### EXERCISE DESCRIPTION
Which lines below hold the word "that"? Report each one.

### Interface markup and scripts
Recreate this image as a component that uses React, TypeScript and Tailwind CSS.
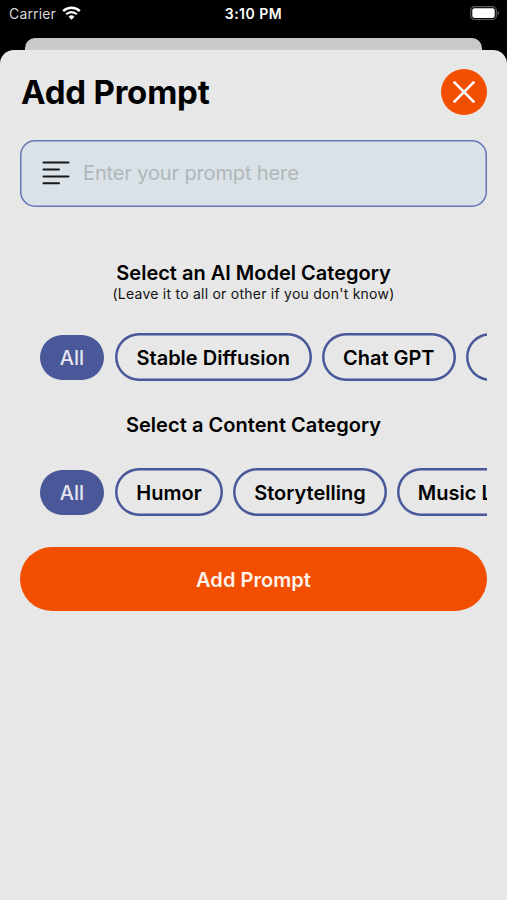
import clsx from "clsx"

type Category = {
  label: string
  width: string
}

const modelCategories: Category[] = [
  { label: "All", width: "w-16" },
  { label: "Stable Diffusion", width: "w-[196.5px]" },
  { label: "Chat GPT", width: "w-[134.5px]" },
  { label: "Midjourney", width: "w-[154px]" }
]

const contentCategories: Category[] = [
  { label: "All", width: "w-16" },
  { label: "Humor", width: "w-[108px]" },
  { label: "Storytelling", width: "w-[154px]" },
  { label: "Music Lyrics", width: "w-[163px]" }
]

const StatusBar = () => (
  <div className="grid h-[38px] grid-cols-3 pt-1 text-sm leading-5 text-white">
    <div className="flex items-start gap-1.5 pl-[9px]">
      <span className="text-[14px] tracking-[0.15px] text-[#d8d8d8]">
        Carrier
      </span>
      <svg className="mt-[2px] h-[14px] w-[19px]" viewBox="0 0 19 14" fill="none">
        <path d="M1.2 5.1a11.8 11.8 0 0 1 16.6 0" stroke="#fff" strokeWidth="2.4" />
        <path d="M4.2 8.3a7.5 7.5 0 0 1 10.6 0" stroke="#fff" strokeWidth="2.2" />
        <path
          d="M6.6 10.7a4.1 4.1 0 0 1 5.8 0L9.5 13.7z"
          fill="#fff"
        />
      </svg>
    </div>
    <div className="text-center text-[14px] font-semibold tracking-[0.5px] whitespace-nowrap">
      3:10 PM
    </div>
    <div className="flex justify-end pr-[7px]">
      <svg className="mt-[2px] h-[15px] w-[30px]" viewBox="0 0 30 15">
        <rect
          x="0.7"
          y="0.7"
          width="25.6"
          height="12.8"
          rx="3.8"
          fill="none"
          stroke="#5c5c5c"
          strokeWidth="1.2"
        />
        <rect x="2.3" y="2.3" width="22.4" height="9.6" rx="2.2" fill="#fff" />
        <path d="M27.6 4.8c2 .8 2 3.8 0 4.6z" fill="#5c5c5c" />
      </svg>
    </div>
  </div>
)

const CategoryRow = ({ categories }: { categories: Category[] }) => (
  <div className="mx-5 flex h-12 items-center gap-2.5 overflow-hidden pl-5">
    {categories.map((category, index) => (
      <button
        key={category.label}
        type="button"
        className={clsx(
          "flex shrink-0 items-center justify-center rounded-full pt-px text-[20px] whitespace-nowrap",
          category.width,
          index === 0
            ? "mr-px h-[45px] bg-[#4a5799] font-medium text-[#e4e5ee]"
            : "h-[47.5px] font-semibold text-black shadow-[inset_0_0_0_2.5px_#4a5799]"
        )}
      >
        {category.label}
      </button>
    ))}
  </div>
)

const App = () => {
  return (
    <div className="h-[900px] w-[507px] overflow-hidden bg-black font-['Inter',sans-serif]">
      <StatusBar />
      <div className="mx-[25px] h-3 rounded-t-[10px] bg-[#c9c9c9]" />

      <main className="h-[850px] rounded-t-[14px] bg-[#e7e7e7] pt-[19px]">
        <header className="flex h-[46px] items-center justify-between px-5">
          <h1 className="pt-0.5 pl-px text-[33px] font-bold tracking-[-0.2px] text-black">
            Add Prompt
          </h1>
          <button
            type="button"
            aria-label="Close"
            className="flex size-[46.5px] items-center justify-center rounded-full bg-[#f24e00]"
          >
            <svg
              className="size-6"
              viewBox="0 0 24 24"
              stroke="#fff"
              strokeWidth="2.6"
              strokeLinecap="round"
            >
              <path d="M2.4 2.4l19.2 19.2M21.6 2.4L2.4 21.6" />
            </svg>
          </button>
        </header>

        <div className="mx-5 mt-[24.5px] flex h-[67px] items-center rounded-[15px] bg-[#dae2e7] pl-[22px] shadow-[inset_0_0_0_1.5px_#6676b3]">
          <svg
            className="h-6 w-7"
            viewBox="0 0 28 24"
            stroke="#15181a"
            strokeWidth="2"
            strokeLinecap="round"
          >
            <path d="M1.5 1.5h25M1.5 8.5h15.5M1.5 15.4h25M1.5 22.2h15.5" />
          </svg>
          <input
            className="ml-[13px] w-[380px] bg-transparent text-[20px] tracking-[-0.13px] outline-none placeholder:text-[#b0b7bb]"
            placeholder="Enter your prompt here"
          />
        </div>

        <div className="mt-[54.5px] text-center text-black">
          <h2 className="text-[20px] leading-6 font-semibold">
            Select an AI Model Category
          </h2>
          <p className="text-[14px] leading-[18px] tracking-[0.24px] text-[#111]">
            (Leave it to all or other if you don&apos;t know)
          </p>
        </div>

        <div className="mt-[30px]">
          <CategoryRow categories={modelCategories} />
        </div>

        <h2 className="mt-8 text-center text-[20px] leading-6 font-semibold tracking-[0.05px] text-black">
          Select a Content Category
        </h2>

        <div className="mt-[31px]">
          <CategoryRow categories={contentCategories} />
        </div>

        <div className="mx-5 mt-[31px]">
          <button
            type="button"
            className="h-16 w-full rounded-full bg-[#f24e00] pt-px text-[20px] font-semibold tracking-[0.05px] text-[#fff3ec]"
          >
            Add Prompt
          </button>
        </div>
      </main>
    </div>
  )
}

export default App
* * *
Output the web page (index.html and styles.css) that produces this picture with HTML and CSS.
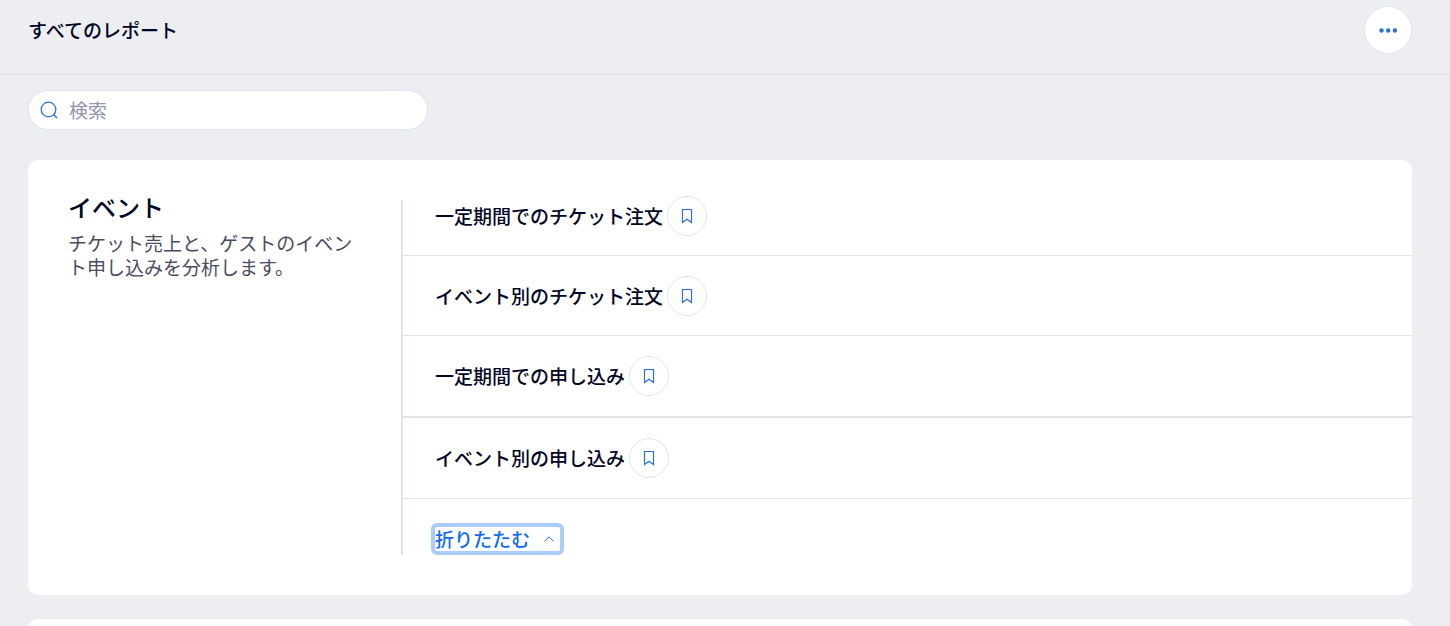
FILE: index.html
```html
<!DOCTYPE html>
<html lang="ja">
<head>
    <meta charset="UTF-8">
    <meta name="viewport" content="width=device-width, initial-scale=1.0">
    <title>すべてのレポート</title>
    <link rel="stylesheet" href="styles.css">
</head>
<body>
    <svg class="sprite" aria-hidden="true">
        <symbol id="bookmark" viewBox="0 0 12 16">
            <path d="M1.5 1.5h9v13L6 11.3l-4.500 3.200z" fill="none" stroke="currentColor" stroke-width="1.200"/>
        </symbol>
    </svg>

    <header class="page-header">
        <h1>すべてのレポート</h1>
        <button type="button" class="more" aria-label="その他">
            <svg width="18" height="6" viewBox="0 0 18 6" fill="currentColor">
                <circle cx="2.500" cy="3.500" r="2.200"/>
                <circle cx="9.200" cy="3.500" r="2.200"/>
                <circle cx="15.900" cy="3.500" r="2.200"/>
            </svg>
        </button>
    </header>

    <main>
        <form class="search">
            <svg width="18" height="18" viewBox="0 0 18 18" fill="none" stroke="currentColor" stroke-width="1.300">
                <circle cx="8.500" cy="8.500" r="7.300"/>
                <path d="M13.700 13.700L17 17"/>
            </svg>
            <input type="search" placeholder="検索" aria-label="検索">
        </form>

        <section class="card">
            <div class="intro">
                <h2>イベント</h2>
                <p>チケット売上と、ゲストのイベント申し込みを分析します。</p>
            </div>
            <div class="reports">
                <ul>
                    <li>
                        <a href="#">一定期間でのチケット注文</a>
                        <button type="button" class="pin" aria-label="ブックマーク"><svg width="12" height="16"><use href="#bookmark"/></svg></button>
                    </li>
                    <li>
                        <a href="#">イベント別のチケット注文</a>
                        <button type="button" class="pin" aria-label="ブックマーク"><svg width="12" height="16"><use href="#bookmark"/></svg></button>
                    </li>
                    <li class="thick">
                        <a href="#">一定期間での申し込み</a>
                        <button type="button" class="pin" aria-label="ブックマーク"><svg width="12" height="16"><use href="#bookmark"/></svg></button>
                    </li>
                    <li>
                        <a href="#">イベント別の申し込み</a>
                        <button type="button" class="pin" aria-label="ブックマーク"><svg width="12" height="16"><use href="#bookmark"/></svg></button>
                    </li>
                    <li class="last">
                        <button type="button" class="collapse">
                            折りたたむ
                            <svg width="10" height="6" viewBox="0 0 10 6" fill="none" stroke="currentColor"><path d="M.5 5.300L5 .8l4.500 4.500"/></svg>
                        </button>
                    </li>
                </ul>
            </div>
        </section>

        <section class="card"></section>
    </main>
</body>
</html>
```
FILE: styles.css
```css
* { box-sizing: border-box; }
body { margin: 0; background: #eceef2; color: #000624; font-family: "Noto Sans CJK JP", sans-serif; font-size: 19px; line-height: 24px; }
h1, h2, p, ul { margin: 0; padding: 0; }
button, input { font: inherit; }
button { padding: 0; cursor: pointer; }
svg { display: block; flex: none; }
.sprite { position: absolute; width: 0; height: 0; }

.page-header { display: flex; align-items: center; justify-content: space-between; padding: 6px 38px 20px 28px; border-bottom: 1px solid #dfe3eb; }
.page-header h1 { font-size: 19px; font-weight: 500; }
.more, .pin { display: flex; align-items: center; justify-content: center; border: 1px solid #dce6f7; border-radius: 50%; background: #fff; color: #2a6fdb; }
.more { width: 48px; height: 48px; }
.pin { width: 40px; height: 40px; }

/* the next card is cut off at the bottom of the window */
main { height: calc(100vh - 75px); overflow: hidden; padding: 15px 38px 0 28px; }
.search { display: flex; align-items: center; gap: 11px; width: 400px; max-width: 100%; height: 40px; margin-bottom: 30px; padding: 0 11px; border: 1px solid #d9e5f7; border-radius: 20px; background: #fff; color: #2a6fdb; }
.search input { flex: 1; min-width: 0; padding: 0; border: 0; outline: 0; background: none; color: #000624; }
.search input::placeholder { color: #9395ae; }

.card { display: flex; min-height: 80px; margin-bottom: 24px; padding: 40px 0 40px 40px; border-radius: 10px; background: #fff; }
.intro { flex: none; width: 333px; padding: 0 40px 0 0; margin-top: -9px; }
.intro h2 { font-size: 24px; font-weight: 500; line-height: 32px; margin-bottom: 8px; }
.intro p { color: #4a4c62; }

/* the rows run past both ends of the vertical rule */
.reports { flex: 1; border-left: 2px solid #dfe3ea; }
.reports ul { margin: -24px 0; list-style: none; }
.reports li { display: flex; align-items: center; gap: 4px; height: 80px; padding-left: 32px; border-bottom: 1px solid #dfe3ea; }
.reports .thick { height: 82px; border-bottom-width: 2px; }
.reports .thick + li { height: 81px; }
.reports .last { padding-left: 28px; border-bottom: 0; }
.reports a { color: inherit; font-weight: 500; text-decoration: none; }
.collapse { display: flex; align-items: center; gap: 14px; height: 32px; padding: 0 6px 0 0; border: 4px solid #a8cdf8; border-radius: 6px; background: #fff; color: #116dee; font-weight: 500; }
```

### ANSWER TO THE EXERCISE
Recreate this image as a component that uses React, TypeScript and Tailwind CSS.
Output the web page (index.html and styles.css) that produces this picture with HTML and CSS.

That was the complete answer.